The News In Shorts

How the news would look if everyone stopped waffling and told the truth.

Sunday 3 November 2013

Recovery? What Recovery?

George Osborne would like us all to believe that we are out of recession and that he has the figures that prove it. Yet, despite his apparent confidence, the recovery is not obvious to most of us and that includes the head of the CBI, John Cridland pictured above. He thinks that British business is in such a parlous state that workers should accept lower wages and tax payers should even pay their employee's energy bills. Yet he also claims, to try and persuade us all to vote Tory again apparently, that there is a recovery underway and business confidence is growing. How does this square with the rest of us feeling no benefit whatsoever while business, known to be cash rich, is avoiding investment like the plague because of uncertainty? The News in Shorts has talked about the new "heads we win, tails you lose" capitalism before but John Cridland seems to want to take it to an unprecedented level. He believes that we all have no choice but to accept higher prices and lower wages while he gets a tax cut and the taxpayer pays his bills.
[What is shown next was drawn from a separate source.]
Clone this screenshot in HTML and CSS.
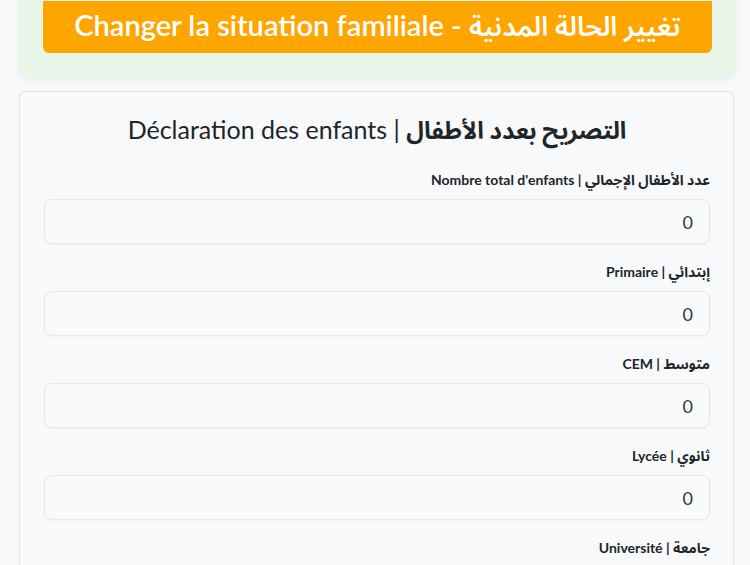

Who does he think he is, a Tory MP? Meanwhile Ed Miliband feels he has no alternative but to try and bribe business with yet another tax cut to persuade them to pay living wages. Why do businessmen, who should know that higher wages leads to greater demand, have to be bribed to do the right thing? We know that business executives are pathologically greedy but do they also have to be so unutterably stupid? Is greed and stupidity the only qualifications needed to become a business leader? Apparently so if John Cridland is a typical example. Yet the answer is quite simple. If business leaders are so utterly useless and find that they lack the ability to do the job they are so grossly overpaid for then their businesses should be taken into public ownership and they should be given jobs more commensurate with their limited abilities - stacking shelves at Tesco for instance.